Push Firehose messages to an S3 bucket with minimal PUTs


We have an AWS Kinesis stream that ingests around 15 small binary messages per second. As a last resort data recovery strategy, we'd like to dump all messages received in an S3 bucket with 1-2 weeks TTL.

We could use a Lambda function to dump every Kinesis message to a new file in S3. But many small PUTs is expensive, especially because this data will not be accessed often (manually if so).

Alternatively, AWS Firehose would aggregate messages for us and push them to S3 as a single S3 object. But as I understand - please do correct me - Firehose simply concatenates records, so this doesn't work where messages binary and logically separate (unlike lines in a log file).

My current thoughts are to use a Lambda function attached to Firehose, so Firehose aggregates records over X minutes which we then zip/tar up, creating a file for each record, and send to S3 as a single archive.
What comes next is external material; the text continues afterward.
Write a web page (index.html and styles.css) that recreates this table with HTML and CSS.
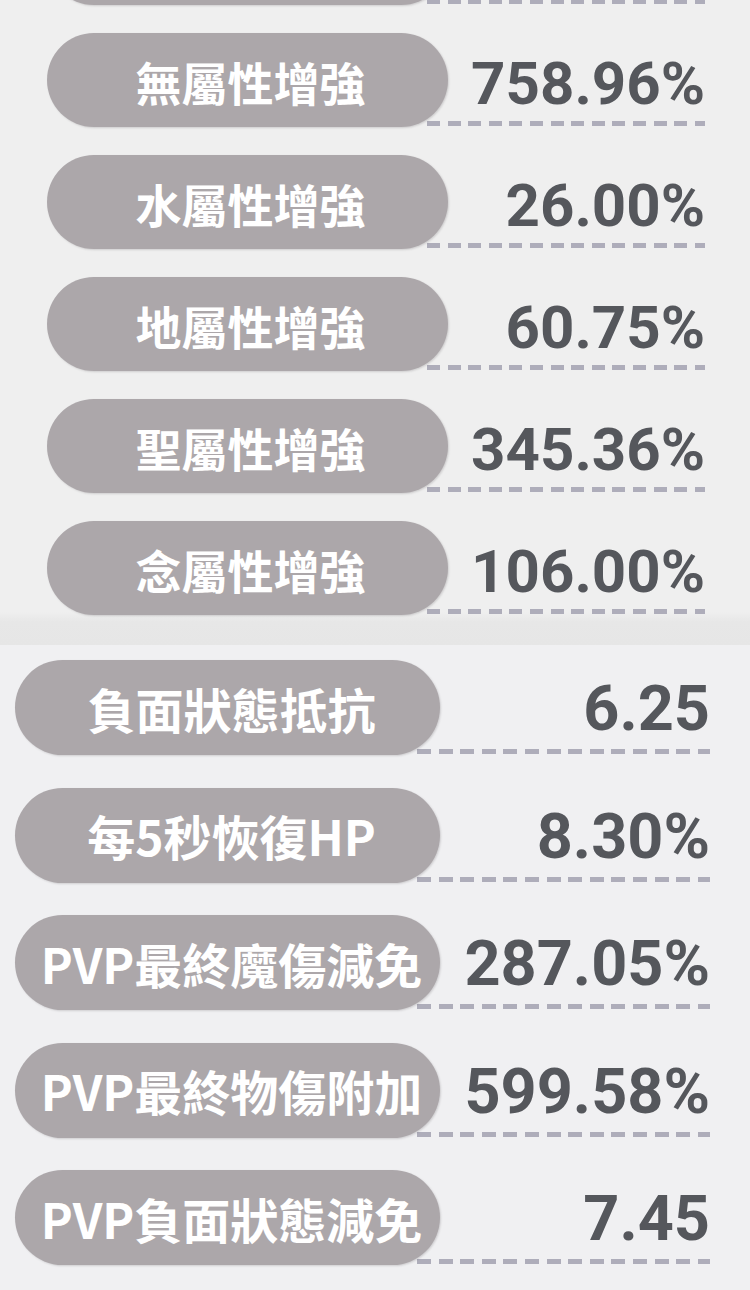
FILE: index.html
```html
<!DOCTYPE html>
<html lang="zh-Hant">
<head>
<meta charset="utf-8">
<link rel="stylesheet" href="styles.css">
</head>
<body>
<section class="sec sec-top">
  <div class="row row-ghost">
    <div class="pill"></div>
    <div class="val"><span class="dash"></span></div>
  </div>
  <div class="row">
    <div class="pill">無屬性增強</div>
    <div class="val"><span class="num">758.96%</span><span class="dash"></span></div>
  </div>
  <div class="row">
    <div class="pill">水屬性增強</div>
    <div class="val"><span class="num">26.00%</span><span class="dash"></span></div>
  </div>
  <div class="row">
    <div class="pill">地屬性增強</div>
    <div class="val"><span class="num">60.75%</span><span class="dash"></span></div>
  </div>
  <div class="row">
    <div class="pill">聖屬性增強</div>
    <div class="val"><span class="num">345.36%</span><span class="dash"></span></div>
  </div>
  <div class="row">
    <div class="pill">念屬性增強</div>
    <div class="val"><span class="num">106.00%</span><span class="dash"></span></div>
  </div>
</section>
<section class="sec sec-bottom">
  <div class="row">
    <div class="pill">負面狀態抵抗</div>
    <div class="val"><span class="num">6.25</span><span class="dash"></span></div>
  </div>
  <div class="row">
    <div class="pill">每5秒恢復HP</div>
    <div class="val"><span class="num">8.30%</span><span class="dash"></span></div>
  </div>
  <div class="row">
    <div class="pill">PVP最終魔傷減免</div>
    <div class="val"><span class="num">287.05%</span><span class="dash"></span></div>
  </div>
  <div class="row">
    <div class="pill">PVP最終物傷附加</div>
    <div class="val"><span class="num">599.58%</span><span class="dash"></span></div>
  </div>
  <div class="row">
    <div class="pill">PVP負面狀態減免</div>
    <div class="val"><span class="num">7.45</span><span class="dash"></span></div>
  </div>
</section>
</body>
</html>
```
FILE: styles.css
```css
html, body {
  margin: 0;
  padding: 0;
}
body {
  width: 750px;
  height: 1290px;
  overflow: hidden;
  background: #f0f0f2;
  font-family: "Noto Sans CJK TC", "Noto Sans", sans-serif;
}
.sec {
  display: flex;
  flex-direction: column;
  overflow: hidden;
}
.sec-top {
  height: 645px;
  padding: 0 45px 0 47px;
  box-sizing: border-box;
  background: linear-gradient(#efefef 0, #efefef 612px, #e7e7e7 622px, #e6e6e6 645px);
}
.sec-bottom {
  padding: 15px 40px 0 15px;
}
.row {
  display: flex;
  align-items: stretch;
  flex-shrink: 0;
}
.sec-top .row {
  height: 94px;
  margin-bottom: 28px;
}
.sec-top .row-ghost {
  margin-top: -89px;
}
.sec-bottom .row {
  height: 95px;
  margin-bottom: 32.5px;
}
.pill {
  position: relative;
  z-index: 1;
  display: flex;
  align-items: center;
  justify-content: center;
  background: #aca7aa;
  color: #ffffff;
  font-weight: 700;
  border-radius: 48px;
  box-shadow: 1px 1px 2px rgba(60, 55, 60, 0.18);
  white-space: nowrap;
}
.sec-top .pill {
  width: 401px;
  font-size: 46px;
  padding-top: 1px;
  padding-left: 6px;
  box-sizing: border-box;
}
.sec-bottom .pill {
  width: 425px;
  font-size: 48px;
  padding-left: 8px;
  box-sizing: border-box;
}
.val {
  flex: 1;
  display: flex;
  flex-direction: column;
  justify-content: flex-end;
  align-items: stretch;
}
.sec-top .val {
  margin-left: -21px;
  padding-bottom: 1px;
}
.sec-bottom .val {
  margin-left: -23px;
  padding-bottom: 0;
}
.num {
  display: block;
  text-align: right;
  font-family: Roboto, "Liberation Sans", Arial, sans-serif;
  font-weight: 700;
  color: #55575c;
  line-height: 1;
  white-space: nowrap;
}
.sec-top .num {
  font-size: 60px;
  margin-bottom: 7px;
}
.sec-bottom .num {
  font-size: 63px;
  margin-bottom: 9px;
}
.dash {
  display: block;
  height: 5px;
  background: repeating-linear-gradient(to right, #aeadba 0, #aeadba 13px, transparent 13px, transparent 20.6px);
}
.sec-bottom .dash {
  margin-bottom: 1px;
  background: repeating-linear-gradient(to right, #aeadba 0, #aeadba 14px, transparent 14px, transparent 21.6px);
}
```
Is this appropriate? If so, how do we aggregate records using Lambda? We process many-to-one, so I'm unsure what result/status codes to pass back to Firehose. (The AWS ecosystem is very new to me, so I think I might've missed the obvious solution.)


Solution

  • If you can accept 1 week TTL, you can increase the data retention period of the stream and not bother with any other storage mechanism.

    If you're willing to pay for 86,400 PUTs per day ($0.43), you can have the stream trigger your Lambda function. Note that you may actually be called more often, as there's a maximum size for each event, and each shard is invoked separately.

    If you want more control, I recommend invoking your Lambda function from a CloudWatch Scheduled Event. I believe that the minimum interval is one minute. However, if you do this you'll also need to preserve the shard offsets (for example, in DynamoDB) and be prepared for resharding.

    As you noted, Firehose doesn't support a many-to-one transformation. However, you could use Lambda to take the input records, base-64-encode them, and append a newline (note that you'd Base64-encode twice: once as the record transformation, and once to prepare the result for Firehose).